James Connolly

 

Importation v. Deportation

(1913)


From Irish Worker, November 8, 1913.
Transcribed by The James Connolly Society in 1997.


It is a crime to deport Dublin children in order to feed, clothe and house them better than they were before. All the newspapers are against it.

It is not a crime to import English scabs to take the bread out of the mouths of Dublin men, women and children, and to reduce them to slavery.

The newspapers are overjoyed about it. Fellow-workers! All the collection of hypocrites and sweaters who paraded our docks and railway stations a few days ago, and prostituted the name of religion to suit the base ends of those who for generations have grown fat by grinding the faces of the poor, are silent as the grave in face of the importation of British scabs. They poured insult, lies and calumny upon the British labour men and women who offered our children the shelter and comfort of their homes in the day of our trial; but they allow British blacklegs to enter Dublin without a word of protest! Will you allow this? If not, you must rally!

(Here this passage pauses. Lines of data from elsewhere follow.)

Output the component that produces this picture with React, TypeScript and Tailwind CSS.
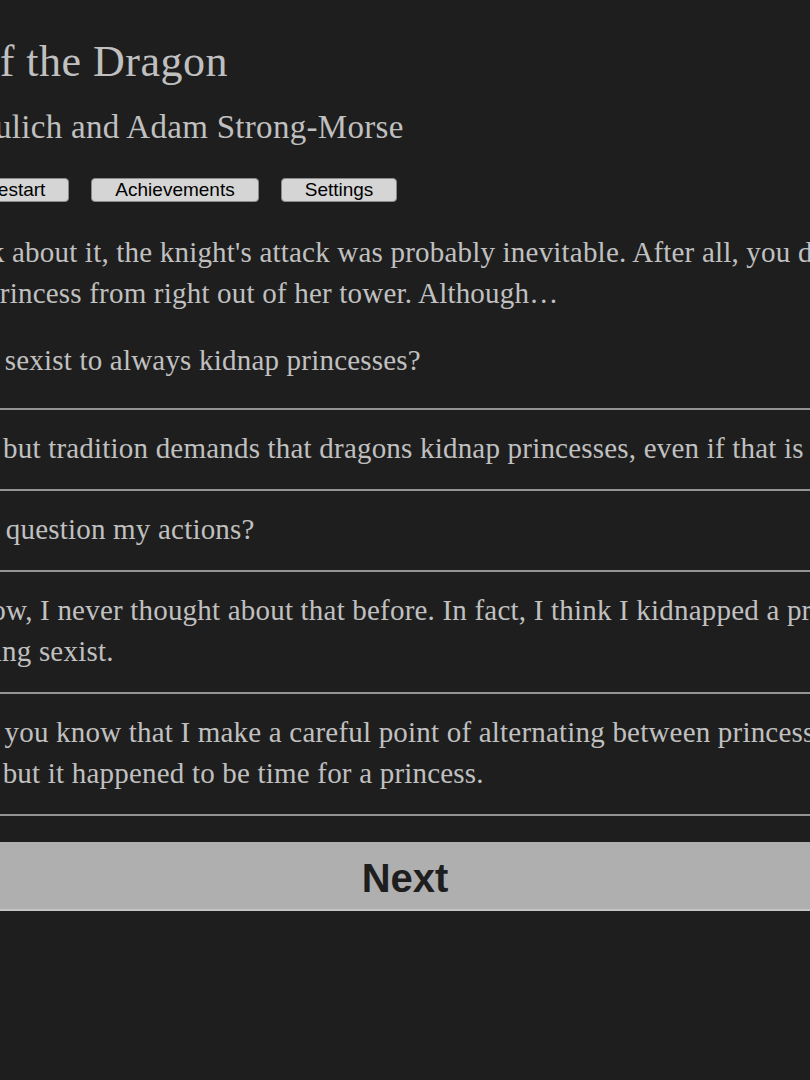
const serif = { fontFamily: '"Liberation Serif", "DejaVu Serif", serif' };

const options = [
  ['O, but tradition demands that dragons kidnap princesses, even if that is sexist.'],
  ['Ye question my actions?'],
  [
    "Wow, I never thought about that before. In fact, I think I kidnapped a princess last time. Maybe I've been",
    'being sexist.'
  ],
  [
    'So you know that I make a careful point of alternating between princesses and princes',
    '— but it happened to be time for a princess.'
  ]
];

export default function App() {
  return (
    <div className="min-h-screen overflow-hidden bg-[#1e1e1e] text-[#c0c0c0]">
      <div className="-ml-[170px] w-[1150px]">
        <div className="pl-[8px] pt-[38px]" style={serif}>
          <h1 className="text-[44px] leading-[48px] tracking-[0.5px]">Choice of the Dragon</h1>
          <h2 className="mt-[21px] text-[33px] leading-[41px] tracking-[0.3px]">by Dan Fabulich and Adam Strong-Morse</h2>
        </div>

        <div className="mt-[30px] flex gap-[22px] font-['Liberation_Sans',sans-serif] text-[19px] leading-[22px] text-black">
          <button className="ml-[-36px] h-[24px] rounded-[4px] border border-[#8a8a8a] bg-[#d5d5d5] px-[23px]">Show Stats</button>
          <button className="h-[24px] rounded-[4px] border border-[#8a8a8a] bg-[#d5d5d5] px-[23px]">Restart</button>
          <button className="h-[24px] rounded-[4px] border border-[#8a8a8a] bg-[#d5d5d5] px-[23px]">Achievements</button>
          <button className="h-[24px] rounded-[4px] border border-[#8a8a8a] bg-[#d5d5d5] px-[23px]">Settings</button>
        </div>

        <div className="text-[29px] leading-[41px] tracking-[0.2px]" style={serif}>
          <div className="pl-[6px]">
            <p className="mt-[30px] whitespace-nowrap">
              Come to think about it, the knight's attack was probably inevitable. After all, you did
              <br />
              kidnap their princess from right out of her tower. Although…
            </p>
            <p className="mt-[26px] whitespace-nowrap">Isn't it simply sexist to always kidnap princesses?</p>
          </div>

          <div className="mt-[27px] border-t-2 border-[#949494]">
            {options.map((lines, i) => (
              <label key={i} className="flex items-start gap-[20px] border-b-2 border-[#949494] pb-[20px] pt-[18px] pl-[103px]">
                <input type="radio" name="choice" className="mt-[14px] h-[14px] w-[14px]" />
                <span className="whitespace-nowrap">
                  {lines.map((line, j) => (
                    <span key={j} className="block">{line}</span>
                  ))}
                </span>
              </label>
            ))}
          </div>
        </div>

        <button className="mt-[26px] h-[69px] w-full border-b-2 border-[#c4c4c4] bg-[#afafaf] pt-[4px] font-['Liberation_Sans',sans-serif] text-[40px] font-bold text-[#1e1e1e]">
          Next
        </button>
      </div>
    </div>
  );
}
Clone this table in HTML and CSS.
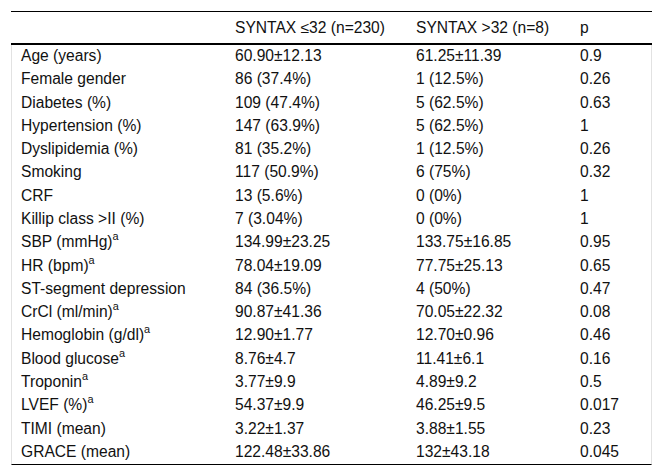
FILE: index.html
```html
<!DOCTYPE html>
<html>
<head>
<meta charset="utf-8">
<link rel="stylesheet" href="styles.css">
</head>
<body>
<table class="data">
  <thead>
    <tr>
      <th class="c1"></th>
      <th class="c2">SYNTAX ≤32 (n=230)</th>
      <th class="c3">SYNTAX &gt;32 (n=8)</th>
      <th class="c4">p</th>
    </tr>
  </thead>
  <tbody>
    <tr><td>Age (years)</td><td>60.90±12.13</td><td>61.25±11.39</td><td>0.9</td></tr>
    <tr><td>Female gender</td><td>86 (37.4%)</td><td>1 (12.5%)</td><td>0.26</td></tr>
    <tr><td>Diabetes (%)</td><td>109 (47.4%)</td><td>5 (62.5%)</td><td>0.63</td></tr>
    <tr><td>Hypertension (%)</td><td>147 (63.9%)</td><td>5 (62.5%)</td><td>1</td></tr>
    <tr><td>Dyslipidemia (%)</td><td>81 (35.2%)</td><td>1 (12.5%)</td><td>0.26</td></tr>
    <tr><td>Smoking</td><td>117 (50.9%)</td><td>6 (75%)</td><td>0.32</td></tr>
    <tr><td>CRF</td><td>13 (5.6%)</td><td>0 (0%)</td><td>1</td></tr>
    <tr><td>Killip class &gt;II (%)</td><td>7 (3.04%)</td><td>0 (0%)</td><td>1</td></tr>
    <tr><td>SBP (mmHg)<sup>a</sup></td><td>134.99±23.25</td><td>133.75±16.85</td><td>0.95</td></tr>
    <tr><td>HR (bpm)<sup>a</sup></td><td>78.04±19.09</td><td>77.75±25.13</td><td>0.65</td></tr>
    <tr><td>ST-segment depression</td><td>84 (36.5%)</td><td>4 (50%)</td><td>0.47</td></tr>
    <tr><td>CrCl (ml/min)<sup>a</sup></td><td>90.87±41.36</td><td>70.05±22.32</td><td>0.08</td></tr>
    <tr><td>Hemoglobin (g/dl)<sup>a</sup></td><td>12.90±1.77</td><td>12.70±0.96</td><td>0.46</td></tr>
    <tr><td>Blood glucose<sup>a</sup></td><td>8.76±4.7</td><td>11.41±6.1</td><td>0.16</td></tr>
    <tr><td>Troponin<sup>a</sup></td><td>3.77±9.9</td><td>4.89±9.2</td><td>0.5</td></tr>
    <tr><td>LVEF (%)<sup>a</sup></td><td>54.37±9.9</td><td>46.25±9.5</td><td>0.017</td></tr>
    <tr><td>TIMI (mean)</td><td>3.22±1.37</td><td>3.88±1.55</td><td>0.23</td></tr>
    <tr><td>GRACE (mean)</td><td>122.48±33.86</td><td>132±43.18</td><td>0.045</td></tr>
  </tbody>
</table>
</body>
</html>
```
FILE: styles.css
```css
html, body {
  margin: 0;
  padding: 0;
  background: #fff;
}

body {
  padding: 11px 0 0 11px;
  font-family: "Liberation Sans", Arial, sans-serif;
  font-size: 15.6px;
  color: #111;
}

.data {
  width: 641px;
  table-layout: fixed;
  border-collapse: separate;
  border-spacing: 0;
}

.data th {
  box-sizing: border-box;
  font-weight: normal;
  text-align: left;
  line-height: 19px;
  padding: 6px 9px 6px 9px;
  border-top: 1px solid #000;
  border-bottom: 2px solid #000;
  white-space: nowrap;
}

.data .c1 { width: 215px; }
.data .c2 { width: 181px; }
.data .c3 { width: 164px; }
.data .c4 { width: 81px; }

.data td {
  text-align: left;
  line-height: 19.28px;
  padding: 1px 9px 3px 9px;
  white-space: nowrap;
}

.data td:first-child {
  border-left: 1px solid #e2e2e2;
}

.data td:last-child {
  border-right: 1px solid #e2e2e2;
}

.data tbody tr:last-child td {
  border-bottom: 1px solid #000;
}

.data sup {
  font-size: 0.7em;
  line-height: 0;
  vertical-align: 0.62em;
}
```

Rally and fight as you never fought before. Begin, Monday, November 10th. All individual picketing is abolished, and all persons on strike or lock-out must attend a mass picket outside the doors or gates of their former employment at the usual hours of labour, commencing at the first hours of opening in the morning.

No food tickets will be issued at Liberty Hall in future except to casual labourers, who must sign their names each day between the hours of 9.30 a.m. and 12 noon. Permanent men will receive food tickets from their respective committee men, delegates or shop stewards, to whom they must report in the morning, and who have the power to refuse if they consider that the member applying has neglected to attend the mass picket. Any member found hanging around Liberty Hall without special reason will forfeit strike allowance.

Fellow-workers – the employers are determined to starve you into submission, and if you resist, to club you, jail you, and kill you. We defy them! If they think they can carry on their industries without you, we will, in the words of the Ulster Orangeman, “Take steps to prevent it.”

It is your duty to find the ways and means. Be men now, or be for ever slaves.